Must read: Unlocking Value From Nigeria’s Road Assets To Finance Infrastructure Expansion
Article on Nigerian roads |
With a road network of 200,000km nationwide of which 17% (34,000km) are federal roads, though a great portion of these are not in the very best of motorable conditions. They are however solid assets of the federal government on behalf of the people of Nigeria. Official government statistics put it that federal roads carry 80% of the vehicular traffic. As at 2012, the number of vehicles was estimated at 9mil. From the same ministry of works
document, an average base rate N7.10/km is payable on toll roads. Put together, with 7.2mil vehicles plying 34,000km federal roads at the average base rate we can generate c.N1.738trn in tolls.
With the federal government owning a pool of assets that can generate that much in annual revenues, we can generate somewhere up to 15x that level of revenue from a concession of these assets to private investors.
Given the experience of the investing community with the Lekki – Epe Toll road, Lagos – Ibadan Expressway and the MMA Terminal 2; it would be a hard sell to get investors to buy into a similar transaction without instituting any significant changes to the regulatory framework guiding such transaction as well as an improvement in the country’s judicial processes.
We could opt to toll the roads as they are, in which case the sovereign does not get the lump sum cash to improve and expand the existing federal road stock. Again as with our past experience with tolling, we cannot rule out pilferage of toll revenue by government officials.
Further to the above, I will suggest the following strategy. Federal roads are bundle together to create at least 5 highway authorities. These would be pseudo public entities. Each highway authority would be constituted to include a financial partner (pension funds, foreign institutional investors), a technical partner (construction companies, infrastructure management companies) and a representative of a federal government. The consortium of financial and technical partner would hold the economic interest while the government representative will hold 55% of the legal interest. These entities would be responsible for tolling, managing and expanding to pool of federal roads it has concession on. These entities can take on raise funds from the capital market to finance capacity expansion as well as the construction of new roads using income and assets on its balance sheet.
This improves on the Lekki-Epe transaction in that the concessionaire holds a pool, not one asset but a pool of assets, and the concession is granted to a consortium that includes a representative of the sovereign. It also improves on the Lagos-Ibadan transaction being that the concessionaire would receive tolls with which it can seek to get financing for the project.
As an incentive to the concessionaire, it should enjoy tax exemptions so long as it commits to reinvesting up to 70% of its Net Income of capital spending. Except for inflation adjustment which would only occur over a number of years, the concessionaire would only be able to increase tolls after a major upgrade/expansion to existing road stock.
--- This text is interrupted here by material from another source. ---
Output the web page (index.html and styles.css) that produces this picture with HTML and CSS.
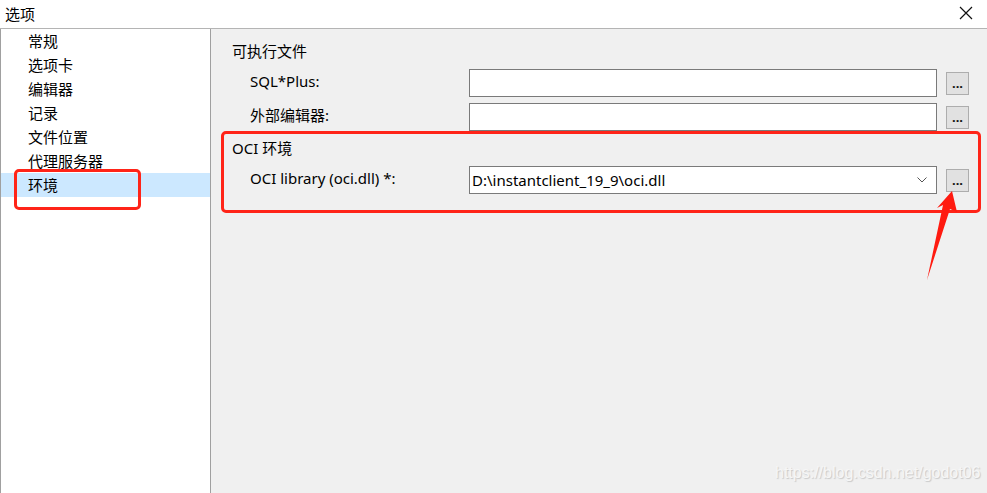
FILE: index.html
```html
<!DOCTYPE html>
<html lang="zh-CN">

<head>
    <meta charset="utf-8">
    <meta name="viewport" content="width=device-width, initial-scale=1.0">
    <title>选项</title>
    <link rel="stylesheet" href="styles.css">
</head>

<body>
    <div class="dialog">
        <!-- barra de título -->
        <div class="titlebar">
            <span class="title">选项</span>
            <svg class="close" width="14" height="14" viewBox="0 0 14 14">
                <path d="M1 1 L13 13 M13 1 L1 13" stroke="#111" stroke-width="1.2" fill="none" />
            </svg>
        </div>

        <div class="main">
            <ul class="sidebar">
                <li>常规</li>
                <li>选项卡</li>
                <li>编辑器</li>
                <li>记录</li>
                <li>文件位置</li>
                <li>代理服务器</li>
                <li class="selected">环境</li>
            </ul>

            <div class="content">
                <div class="section">可执行文件</div>
                <div class="row">
                    <label class="row-label">SQL*Plus:</label>
                    <div class="input"></div>
                    <button type="button" class="browse">...</button>
                </div>
                <div class="row row-second">
                    <label class="row-label">外部编辑器:</label>
                    <div class="input"></div>
                    <button type="button" class="browse">...</button>
                </div>

                <div class="section section-oci">OCI 环境</div>
                <div class="row">
                    <label class="row-label">OCI library (oci.dll) *:</label>
                    <div class="input combo">
                        <span>D:\instantclient_19_9\oci.dll</span>
                        <svg class="chevron" width="10" height="6" viewBox="0 0 10 6">
                            <path d="M0.5 0.5 L5 5 L9.5 0.5" stroke="#555" stroke-width="1" fill="none" />
                        </svg>
                    </div>
                    <button type="button" class="browse">...</button>
                </div>
            </div>
        </div>

        <!-- anotações em vermelho -->
        <div class="mark mark-item"></div>
        <div class="mark mark-oci"></div>
        <svg class="arrow" width="987" height="493" viewBox="0 0 987 493">
            <polygon points="952,191 957,212 950,209 927,280 943,205 937,208" fill="#ff1a10" />
        </svg>

        <div class="watermark">https://blog.csdn.net/godot06</div>
    </div>
</body>

</html>
```

FILE: styles.css
```css
/* Página */
body {
    margin: 0;
    background-color: #f0f0f0;
}

body,
button,
label {
    font-family: "Noto Sans", "Noto Sans CJK SC", sans-serif;
    font-size: 15px;
    color: #000;
}

.dialog {
    position: relative;
    width: 987px;
    height: 493px;
    overflow: hidden;
    display: flex;
    flex-direction: column;
}

/* Barra de título */
.titlebar {
    height: 28px;
    background: #fff;
    border-bottom: 1px solid #b4b4b4;
    display: flex;
    align-items: center;
    justify-content: space-between;
    padding: 0 14px 0 5px;
    flex-shrink: 0;
}

.title {
    line-height: 20px;
    margin-top: -1px;
}

.close {
    margin-top: -3px;
}

.main {
    flex: 1;
    display: flex;
}

/* Lista da esquerda */
.sidebar {
    list-style: none;
    margin: 0;
    padding: 0;
    width: 209px;
    background: #fff;
    border-left: 1px solid #a0a0a0;
    border-right: 1px solid #a0a0a0;
}

.sidebar li {
    height: 24px;
    line-height: 24px;
    padding-left: 27px;
}

.sidebar .selected {
    background: #cce8ff;
}

/* Conteúdo */
.content {
    flex: 1;
    padding: 12px 0 0 21px;
}

.section {
    line-height: 20px;
}

.section-oci {
    margin-top: 7px;
}

.row {
    display: flex;
    align-items: center;
    margin-top: 8px;
    padding-left: 18px;
}

.row-second {
    margin-top: 6px;
}

.row-label {
    width: 219px;
    line-height: 20px;
    margin-bottom: 4px;
}

.input {
    width: 466px;
    height: 26px;
    background: #fff;
    border: 1px solid #7a7a7a;
}

.combo {
    display: flex;
    align-items: center;
    justify-content: space-between;
    padding: 0 9px 0 2px;
    width: 455px;
}

.combo span {
    line-height: 20px;
}

.browse {
    width: 23px;
    height: 23px;
    margin-left: 9px;
    margin-top: 1px;
    padding: 0 0 6px;
    background: #e1e1e1;
    border: 1px solid #adadad;
    font-size: 13px;
    font-weight: bold;
    line-height: 10px;
    color: #111;
    display: flex;
    align-items: flex-end;
    justify-content: center;
}

/* Anotações */
.mark {
    position: absolute;
    border: 3px solid #ff2418;
    border-radius: 5px;
}

.mark-item {
    left: 14px;
    top: 169px;
    width: 121px;
    height: 35px;
}

.mark-oci {
    left: 221px;
    top: 131px;
    width: 754px;
    height: 76px;
}

.arrow {
    position: absolute;
    left: 0;
    top: 0;
}

.watermark {
    position: absolute;
    left: 775px;
    top: 464px;
    font-family: "Liberation Sans", Arial, sans-serif;
    font-size: 16px;
    color: #f6f6f6;
    text-shadow: 1px 1px 1px #c8c8c8;
}
```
The benefits of this transaction are clear, it unlocks capital to finance other infrastructural project and it frees up resources that would otherwise have gone to maintaining existing infrastructure.
At this stage of our nationhood, we deserve to have road infrastructure that is miles ahead of what we have at present. I believe that this strategy and any iteration thereof would go a long way in rewriting this wrong.
God bless the Federal Republic of Nigeria.